January 05, 2024
By Frank Landymore
SCIENTISTS DRILLING INTO MAGMA
CHAMBER FOR POTENTIALLY UNLIMITED ENERGY
"IT'S THE FIRST JOURNEY TO THE CENTER OF THE EARTH."
Boring Science
The future of geology — and maybe even renewable
energy — is heating up, literally.
Scientists in Iceland are steaming ahead with an ambitious project to
drill straight down into a magma chamber that could provide not only
the first direct look at the oceans of molten rock stewing miles
beneath the Earth's surface, but a revolution in geothermal energy
that could potentially see the technology be used anywhere on the
globe with never before achieved efficiency.
"It's the first journey to the center of the Earth," Björn Ţór
Guđmundsson at the Geothermal Research Cluster (GEORG) in Reykjavík
told New Scientist, which characterized the potential payoff as
"unlimited energy."
Mired by Magma
For how essential magma is to our understanding
of the Earth's geology, finding it is an incredibly rare feat — and
getting direct, hard data about it even more so. Until now,
purposefully drilling directly into a magma chamber has never even
been attempted.
"You could never really propose to drill into magma," John
Eichelberger, a volcanologist at the University of Alaska told New
Scientist. "People would laugh at you and say, you'll start an
eruption. And besides, you can't find it."

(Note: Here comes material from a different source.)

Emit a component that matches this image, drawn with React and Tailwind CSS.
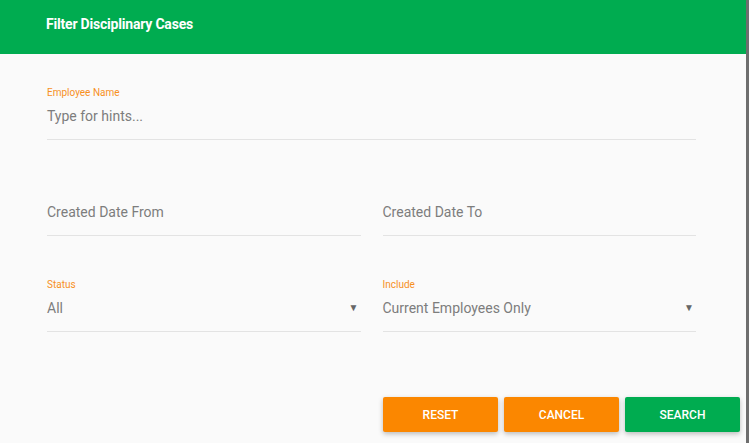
import React from 'react';

function Field({ label, value, placeholder, select, className = '' }) {
  return (
    <div className={`border-b border-[#e3e3e3] pb-[13px] ${className}`}>
      <div className="h-[12px] text-[10px] leading-[12px] text-[#f7901e]">{label}</div>
      <div className="mt-[7px] flex h-[20px] items-center justify-between text-[14px] leading-[20px] text-[#7d7d7d]">
        <span>{value || placeholder}</span>
        {select && <span className="mr-[2px] text-[10px] text-[#666]">▼</span>}
      </div>
    </div>
  );
}

function App() {
  return (
    <div className="flex min-h-[443px] bg-[#6e6e6e] font-['Roboto',sans-serif]">
      <div className="flex w-[746px] flex-col bg-[#fafafa]">
        {/* Header */}
        <div className="flex h-[54px] items-center bg-[#00ac50] pl-[46px] pb-[5px]">
          <h1 className="text-[14px] font-bold tracking-[-0.2px] text-white">Filter Disciplinary Cases</h1>
        </div>

        {/* Form */}
        <div className="pl-[47px] pr-[50px] pt-[33px]">
          <Field label="Employee Name" placeholder="Type for hints..." />

          <div className="mt-[43px] grid grid-cols-2 gap-x-[22px]">
            <Field placeholder="Created Date From" />
            <Field placeholder="Created Date To" />
          </div>

          <div className="mt-[43px] grid grid-cols-2 gap-x-[22px]">
            <Field label="Status" value="All" select />
            <Field label="Include" value="Current Employees Only" select />
          </div>
        </div>

        {/* Actions */}
        <div className="mt-[65px] flex justify-end gap-[6px] pr-[6px]">
          <button className="h-[35px] w-[115px] rounded-[2px] bg-[#fb8700] text-[12px] font-medium text-white shadow-[0_2px_5px_rgba(0,0,0,0.25)]">
            RESET
          </button>
          <button className="h-[35px] w-[115px] rounded-[2px] bg-[#fb8700] text-[12px] font-medium text-white shadow-[0_2px_5px_rgba(0,0,0,0.25)]">
            CANCEL
          </button>
          <button className="h-[35px] w-[115px] rounded-[2px] bg-[#00ac50] text-[12px] font-medium text-white shadow-[0_2px_5px_rgba(0,0,0,0.25)]">
            SEARCH
          </button>
        </div>
      </div>
    </div>
  );
}

export default App;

But by an incredible stroke of luck, scientists did. In 2009, a
geothermal drilling project for the Iceland energy firm Landsvirkjun
unexpectedly hit a magma chamber near the country's formidable Krafla
volcano. That the crew weren't instantly obliterated by a volcanic
eruption was relieving proof that drilling into magma could be safe.
In 2013, the same team that made the discovery, led by Bjarni Pálsson
at Landsvirkjun, launched the Krafla Magma Testbed (KMT) project to
repeat their success. It's now set to start drilling in 2026 with the
primary goal of advancing our understanding of magma.
"We don't have any direct knowledge of what magma chambers look like,
which is crucial in understanding volcanoes of course," Pao Papale at
the National Institute of Geophysics and Volcanology in Italy told
New Scientist.
Power Up
KMT scientists plan to deploy an array of sensors
in the magma that will continue taking measurements on properties like
temperature.
"We hope to be able to have a direct measurement at least of
temperature, which has never been done before," Hjalti Páll Ingólfsson
at GEORG told New Scientist.
A key topic will be observing how rock melts into magma, as well as
looking for indicators that could tell of an impending volcanic
eruption, which are notoriously difficult to predict.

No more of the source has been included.